• **INFORMATION SHOWN**
>> Start

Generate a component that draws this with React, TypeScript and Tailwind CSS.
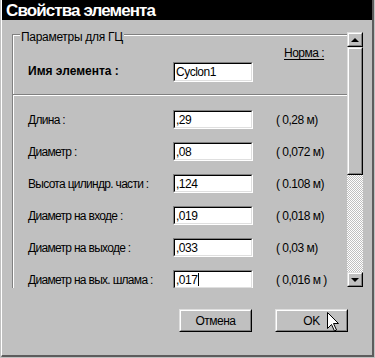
import React from "react";

type Row = { label: string; value: string; norm: string; caret?: boolean };

const ROWS: Row[] = [
  { label: "Длина :", value: ",29", norm: "( 0,28 м)" },
  { label: "Диаметр :", value: ",08", norm: "( 0,072 м)" },
  { label: "Высота цилиндр. части :", value: ",124", norm: "( 0.108 м)" },
  { label: "Диаметр на входе :", value: ",019", norm: "( 0,018 м)" },
  { label: "Диаметр на выходе :", value: ",033", norm: "( 0,03 м)" },
  { label: "Диаметр на вых. шлама :", value: ",017", norm: "( 0,016 м )", caret: true },
];

// sunken white edit box, win95 style
function Field({ value, caret, tall }: { value: string; caret?: boolean; tall?: boolean }) {
  return (
    <div
      className={`w-[80px] ${tall ? "h-[20px]" : "h-[19px]"} border border-t-[#808080] border-l-[#808080] border-r-white border-b-white`}
    >
      <div className="h-full flex items-center pl-[1px] bg-white border border-t-black border-l-black border-r-[#dfdfdf] border-b-[#dfdfdf] text-black">
        <span>{value}</span>
        {caret && <span className="ml-[1px] w-[1px] h-[13px] bg-black" />}
      </div>
    </div>
  );
}

// raised 3d box (buttons, scrollbar parts)
function Raised({ className, children }: { className: string; children?: React.ReactNode }) {
  return (
    <div className={`border border-t-[#dfdfdf] border-l-[#dfdfdf] border-r-black border-b-black ${className}`}>
      <div className="h-full w-full flex items-center justify-center border border-t-white border-l-white border-r-[#808080] border-b-[#808080]">
        {children}
      </div>
    </div>
  );
}

function ScrollBar() {
  return (
    <div className="w-[16px] h-[255px] mt-[4px] flex flex-col shrink-0">
      <Raised className="h-[15px] w-[16px]">
        <div className="w-0 h-0 border-x-[4px] border-x-transparent border-b-[4px] border-b-black" />
      </Raised>
      <Raised className="h-[128px] w-[16px]" />
      <div className="flex-1 bg-[repeating-conic-gradient(#ffffff_0_25%,#c0c0c0_0_50%)] bg-[length:2px_2px]" />
      <Raised className="h-[15px] w-[16px]">
        <div className="w-0 h-0 border-x-[4px] border-x-transparent border-t-[4px] border-t-black" />
      </Raised>
    </div>
  );
}

export default function App() {
  return (
    <div className="w-[375px] h-[358px] bg-[#c0c0c0] pl-[1px] text-[12px] leading-[14px] text-black font-['Liberation_Sans',Arial,sans-serif]">
      <div className="relative w-[373px] h-[357px] flex flex-col border-l border-l-white border-r-2 border-r-[#5c5c5c] border-b-2 border-b-[#5c5c5c]">
        {/* Title bar */}
        <div className="h-[20px] bg-black text-white overflow-hidden pl-[4px] pt-[1px]">
          <span className="text-[17px] leading-[20px] font-bold tracking-[-0.9px]">Свойства элемента</span>
        </div>

        {/* Scrolling panel */}
        <div className="flex ml-[10px] mt-[8px] h-[260px]">
          <div className="w-[335px] h-full overflow-hidden">
            {/* Group box */}
            <div className="relative mt-[6px] w-[360px] h-[400px] border-t border-l border-[#808080]">
              <span className="absolute left-[7px] -top-[5px] bg-[#c0c0c0] px-[1px] tracking-[-0.3px]">
                Параметры для ГЦ
              </span>
              <div className="h-full border-t border-l border-white">
                <div className="mt-[10px] pl-[270px] tracking-[-0.5px]">
                  <span className="underline underline-offset-2">Норма :</span>
                </div>
                <div className="mt-[2px] h-[20px] flex items-center pl-[14px]">
                  <span className="w-[145px] font-bold pb-[3px]">Имя элемента :</span>
                  <div className="tracking-[-0.5px]">
                    <Field value="Cyclon1" tall />
                  </div>
                </div>

                <div className="mt-[12px] -ml-[1px] border-t border-t-[#808080] border-b border-b-white" />

                <div className="mt-[14px] pl-[14px] flex flex-col gap-[13px] tracking-[-0.5px]">
                  {ROWS.map((r) => (
                    <div key={r.label} className="h-[19px] flex items-center">
                      <span className="w-[145px] tracking-[-0.7px]">{r.label}</span>
                      <Field value={r.value} caret={r.caret} />
                      <span className="ml-[23px]">{r.norm}</span>
                    </div>
                  ))}
                </div>
              </div>
            </div>
          </div>
          <ScrollBar />
        </div>

        {/* Footer buttons */}
        <div className="mt-[21px] flex justify-end gap-[23px] pr-[24px] tracking-[-0.5px]">
          <Raised className="w-[73px] h-[23px]">Отмена</Raised>
          <Raised className="w-[73px] h-[23px]">OK</Raised>
        </div>

        {/* mouse pointer over OK */}
        <svg className="absolute left-[325px] top-[312px]" width="12" height="20" viewBox="0 0 12 20">
          <path
            d="M0.5 0.5 L0.5 16.5 L4.5 12.5 L7.5 19 L9.5 18 L6.5 11.5 L11.5 11.5 Z"
            fill="#fff"
            stroke="#000"
            strokeWidth="1"
          />
        </svg>
      </div>
    </div>
  );
}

>> End

• **WRITTEN REQUEST**
Using the material above, set down every line exactly, but skip the pictures.

• **EXERCISE OUTPUT**
Generate a component that draws this with React, TypeScript and Tailwind CSS.
import React from "react";

type Row = { label: string; value: string; norm: string; caret?: boolean };

const ROWS: Row[] = [
  { label: "Длина :", value: ",29", norm: "( 0,28 м)" },
  { label: "Диаметр :", value: ",08", norm: "( 0,072 м)" },
  { label: "Высота цилиндр. части :", value: ",124", norm: "( 0.108 м)" },
  { label: "Диаметр на входе :", value: ",019", norm: "( 0,018 м)" },
  { label: "Диаметр на выходе :", value: ",033", norm: "( 0,03 м)" },
  { label: "Диаметр на вых. шлама :", value: ",017", norm: "( 0,016 м )", caret: true },
];

// sunken white edit box, win95 style
function Field({ value, caret, tall }: { value: string; caret?: boolean; tall?: boolean }) {
  return (
    <div
      className={`w-[80px] ${tall ? "h-[20px]" : "h-[19px]"} border border-t-[#808080] border-l-[#808080] border-r-white border-b-white`}
    >
      <div className="h-full flex items-center pl-[1px] bg-white border border-t-black border-l-black border-r-[#dfdfdf] border-b-[#dfdfdf] text-black">
        <span>{value}</span>
        {caret && <span className="ml-[1px] w-[1px] h-[13px] bg-black" />}
      </div>
    </div>
  );
}

// raised 3d box (buttons, scrollbar parts)
function Raised({ className, children }: { className: string; children?: React.ReactNode }) {
  return (
    <div className={`border border-t-[#dfdfdf] border-l-[#dfdfdf] border-r-black border-b-black ${className}`}>
      <div className="h-full w-full flex items-center justify-center border border-t-white border-l-white border-r-[#808080] border-b-[#808080]">
        {children}
      </div>
    </div>
  );
}

function ScrollBar() {
  return (
    <div className="w-[16px] h-[255px] mt-[4px] flex flex-col shrink-0">
      <Raised className="h-[15px] w-[16px]">
        <div className="w-0 h-0 border-x-[4px] border-x-transparent border-b-[4px] border-b-black" />
      </Raised>
      <Raised className="h-[128px] w-[16px]" />
      <div className="flex-1 bg-[repeating-conic-gradient(#ffffff_0_25%,#c0c0c0_0_50%)] bg-[length:2px_2px]" />
      <Raised className="h-[15px] w-[16px]">
        <div className="w-0 h-0 border-x-[4px] border-x-transparent border-t-[4px] border-t-black" />
      </Raised>
    </div>
  );
}

export default function App() {
  return (
    <div className="w-[375px] h-[358px] bg-[#c0c0c0] pl-[1px] text-[12px] leading-[14px] text-black font-['Liberation_Sans',Arial,sans-serif]">
      <div className="relative w-[373px] h-[357px] flex flex-col border-l border-l-white border-r-2 border-r-[#5c5c5c] border-b-2 border-b-[#5c5c5c]">
        {/* Title bar */}
        <div className="h-[20px] bg-black text-white overflow-hidden pl-[4px] pt-[1px]">
          <span className="text-[17px] leading-[20px] font-bold tracking-[-0.9px]">Свойства элемента</span>
        </div>

        {/* Scrolling panel */}
        <div className="flex ml-[10px] mt-[8px] h-[260px]">
          <div className="w-[335px] h-full overflow-hidden">
            {/* Group box */}
            <div className="relative mt-[6px] w-[360px] h-[400px] border-t border-l border-[#808080]">
              <span className="absolute left-[7px] -top-[5px] bg-[#c0c0c0] px-[1px] tracking-[-0.3px]">
                Параметры для ГЦ
              </span>
              <div className="h-full border-t border-l border-white">
                <div className="mt-[10px] pl-[270px] tracking-[-0.5px]">
                  <span className="underline underline-offset-2">Норма :</span>
                </div>
                <div className="mt-[2px] h-[20px] flex items-center pl-[14px]">
                  <span className="w-[145px] font-bold pb-[3px]">Имя элемента :</span>
                  <div className="tracking-[-0.5px]">
                    <Field value="Cyclon1" tall />
                  </div>
                </div>

                <div className="mt-[12px] -ml-[1px] border-t border-t-[#808080] border-b border-b-white" />

                <div className="mt-[14px] pl-[14px] flex flex-col gap-[13px] tracking-[-0.5px]">
                  {ROWS.map((r) => (
                    <div key={r.label} className="h-[19px] flex items-center">
                      <span className="w-[145px] tracking-[-0.7px]">{r.label}</span>
                      <Field value={r.value} caret={r.caret} />
                      <span className="ml-[23px]">{r.norm}</span>
                    </div>
                  ))}
                </div>
              </div>
            </div>
          </div>
          <ScrollBar />
        </div>

        {/* Footer buttons */}
        <div className="mt-[21px] flex justify-end gap-[23px] pr-[24px] tracking-[-0.5px]">
          <Raised className="w-[73px] h-[23px]">Отмена</Raised>
          <Raised className="w-[73px] h-[23px]">OK</Raised>
        </div>

        {/* mouse pointer over OK */}
        <svg className="absolute left-[325px] top-[312px]" width="12" height="20" viewBox="0 0 12 20">
          <path
            d="M0.5 0.5 L0.5 16.5 L4.5 12.5 L7.5 19 L9.5 18 L6.5 11.5 L11.5 11.5 Z"
            fill="#fff"
            stroke="#000"
            strokeWidth="1"
          />
        </svg>
      </div>
    </div>
  );
}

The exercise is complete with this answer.